Module 40: Injecting Files

Introduction

You can inject files into a HDD image without booting a virtual machine.

minimega

First let’s take a snapshot of a disk:

disk snapshot windows7.qc2 window7_miniccc.qc2

If the destination name is omitted, a name will be randomly generated and the snapshot will be stored in the files/ directory. Snapshots are always created in the files/ directory.

To inject files into an image:

disk inject window7_miniccc.qc2 files "miniccc":"Program Files/miniccc"

Each argument after the image should be a source and destination pair, separated by a colon (‘:‘). If the file paths contain spaces, use double quotes. Optionally, you may specify a partition (partition 1 will be used by default):

disk inject window7_miniccc.qc2:2 files "miniccc":"Program Files/miniccc"

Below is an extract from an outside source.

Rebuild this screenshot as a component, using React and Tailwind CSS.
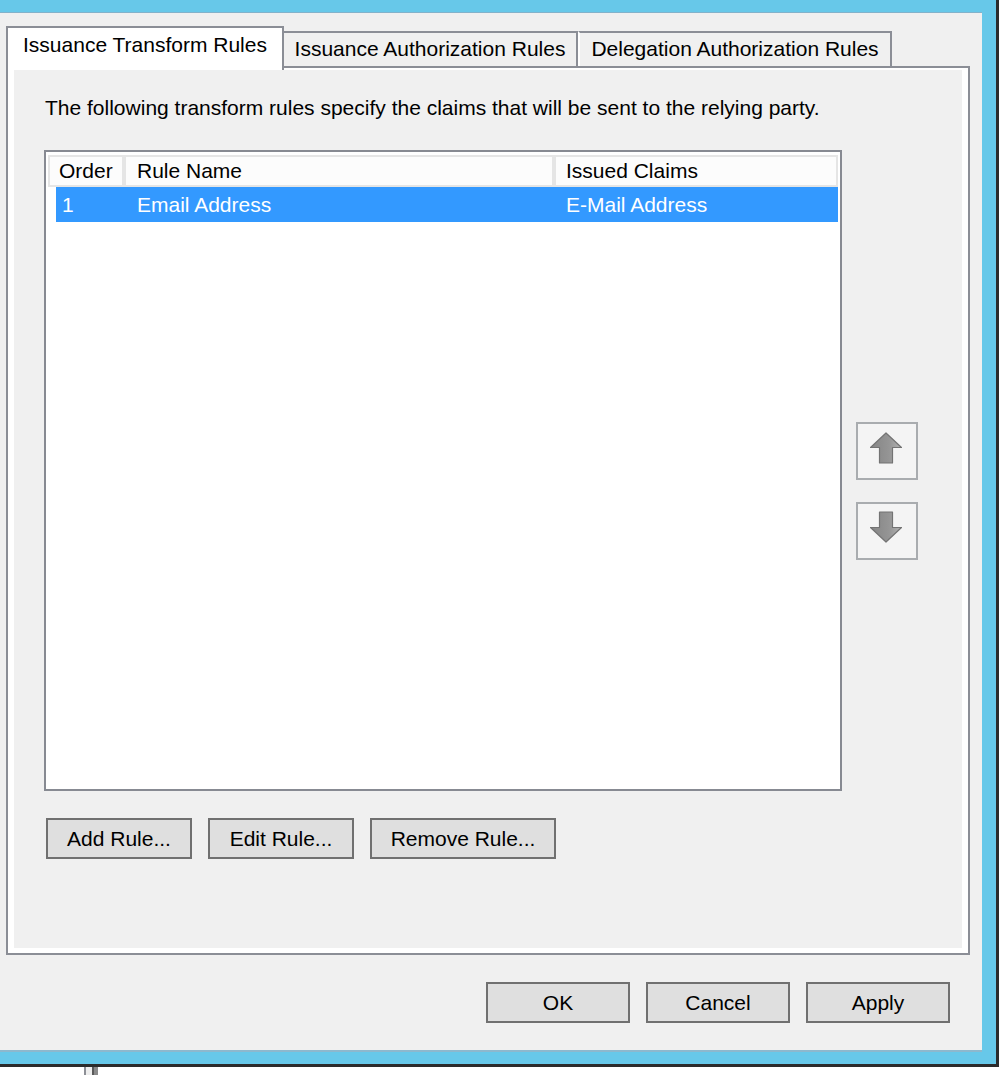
import React from "react";

function Arrow({ down }) {
  const id = down ? "gradDown" : "gradUp";
  const d = down
    ? "M16 31 L31.5 16.5 L22.5 16.5 L22.5 1 L9.5 1 L9.5 16.5 L0.5 16.5 Z"
    : "M16 1 L31.5 15.5 L22.5 15.5 L22.5 31 L9.5 31 L9.5 15.5 L0.5 15.5 Z";
  return (
    <svg width="32" height="32" viewBox="0 0 32 32">
      <defs>
        <linearGradient id={id} x1="0" y1="0" x2="1" y2="0">
          <stop offset="0" stopColor="#858585" />
          <stop offset="0.6" stopColor="#959595" />
          <stop offset="1" stopColor="#b2b2b2" />
        </linearGradient>
      </defs>
      <path d={d} fill={`url(#${id})`} stroke="#737373" strokeWidth="1.2" strokeLinejoin="round" />
    </svg>
  );
}

function Btn({ w, children }) {
  return (
    <div
      className={`${w} h-[41px] border-2 border-[#707070] bg-[#dfdfdf] flex items-center justify-center whitespace-nowrap`}
    >
      {children}
    </div>
  );
}

export default function App() {
  return (
    <div className="w-[999px] h-[1075px] bg-white flex flex-col overflow-hidden font-[family-name:'Liberation_Sans',Arial,sans-serif] text-[21px] leading-[26px] text-black whitespace-nowrap">
      <div className="h-[1067px] w-[999px] shrink-0 bg-[#67c8e9] border-r-[3px] border-b-[3px] border-[#2b2b2b] pt-[12px] pr-[14px] pb-[12px]">
        <div className="h-full bg-[#f0f0f0] border-t border-b-2 border-t-[#83b2ca] border-b-[#8db8cd] flex flex-col pt-[13px] pb-[27px]">
          {/* Tabs */}
          <div className="flex items-end h-[40px] pl-[6px] relative z-10 shrink-0">
            <div className="h-[44px] w-[278px] -mb-[4px] bg-white border-2 border-b-0 border-[#8b8e96] flex justify-center pt-[4px]">
              Issuance Transform Rules
            </div>
            <div className="h-[35px] w-[294px] border-t-2 border-r-2 border-[#8b8e96] flex justify-center pt-[3px]">
              Issuance Authorization Rules
            </div>
            <div className="h-[35px] w-[314px] border-t-2 border-r-2 border-l-2 border-t-[#8b8e96] border-r-[#8b8e96] border-l-white flex justify-center pt-[3px]">
              Delegation Authorization Rules
            </div>
          </div>

          {/* Panel */}
          <div className="h-[889px] w-[964px] ml-[6px] shrink-0 border-2 border-[#8b8e96] bg-white pt-[2px] px-[6px] pb-[5px]">
            <div className="h-full bg-[#f0f0f0] pl-[30px] pt-[25px] flex flex-col">
              <p className="h-[24px] pl-[1px]">
                The following transform rules specify the claims that will be sent to the relying party.
              </p>

              <div className="flex mt-[31px]">
                {/* List */}
                <div className="w-[798px] h-[641px] border-2 border-[#878a92] bg-white pt-[3px] px-[2px]">
                  <div className="flex gap-[4px] bg-[#e5e5e5] p-[2px] h-[32px]">
                    <div className="w-[72px] bg-[#fcfcfc] flex items-center pl-[9px]">Order</div>
                    <div className="w-[426px] bg-[#fcfcfc] flex items-center pl-[11px]">Rule Name</div>
                    <div className="w-[280px] bg-[#fcfcfc] flex items-center pl-[10px]">Issued Claims</div>
                  </div>
                  <div className="ml-[8px] h-[35px] bg-[#3399ff] text-white flex items-center">
                    <div className="w-[70px] pl-[6px]">1</div>
                    <div className="w-[430px] pl-[11px]">Email Address</div>
                    <div className="flex-1 pl-[10px]">E-Mail Address</div>
                  </div>
                </div>

                {/* Move buttons */}
                <div className="ml-[14px] mt-[272px] flex flex-col gap-[22px]">
                  <div className="w-[62px] h-[58px] border-2 border-[#a9acaf] bg-[#f4f4f4] flex justify-center items-start pt-[8px] pr-[3px]">
                    <Arrow />
                  </div>
                  <div className="w-[62px] h-[58px] border-2 border-[#a9acaf] bg-[#f4f4f4] flex justify-center items-start pt-[7px] pr-[3px]">
                    <Arrow down />
                  </div>
                </div>
              </div>

              <div className="flex gap-[16px] mt-[27px] pl-[2px]">
                <Btn w="w-[146px]">Add Rule...</Btn>
                <Btn w="w-[146px]">Edit Rule...</Btn>
                <Btn w="w-[186px]">Remove Rule...</Btn>
              </div>
            </div>
          </div>

          {/* Dialog buttons */}
          <div className="flex justify-end gap-[16px] pr-[32px] mt-[27px] shrink-0">
            <Btn w="w-[144px]">OK</Btn>
            <Btn w="w-[144px]">Cancel</Btn>
            <Btn w="w-[144px]">Apply</Btn>
          </div>
        </div>
      </div>

      {/* Below window */}
      <div className="flex h-[8px] pl-[84px] shrink-0">
        <div className="w-[2px] bg-[#8d8f96]" />
        <div className="w-[6px] bg-[#eeeeee]" />
        <div className="w-[2px] bg-[#5a5a5a]" />
        <div className="w-[4px] bg-[#8a8a8a]" />
      </div>
    </div>
  );
}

You can optionally specify mount arguments to use with inject. Multiple options should be quoted. For example:

disk inject foo.qcow2 options "-t fat -o offset=100" files foo:bar

Disk image paths are always relative to the files/ directory. Users may also use absolute paths if desired.

Newer versions of minimega

In order to be namespace-aware, newer versions of minimega require that disk images be in the files/ directory (/data/mmfiles if booted using startMM.sh)

qemu-nbd

Manually you can inject files using QEMU Network Block Device mounts.

su -
modprobe nbd max_part=8
qemu-nbd --connect /dev/nbd0 linux.qcow2
mkdir -p /mnt/kvm
sudo mount /dev/nbd0p1 /mnt/kvm
echo "test" > /mnt/kvm/test.txt
sudo umount /mnt/kvm
sudo qemu-nbd --disconnect /dev/nbd0

Special Note

minimega is only able to inject files into images that do NOT use LVM.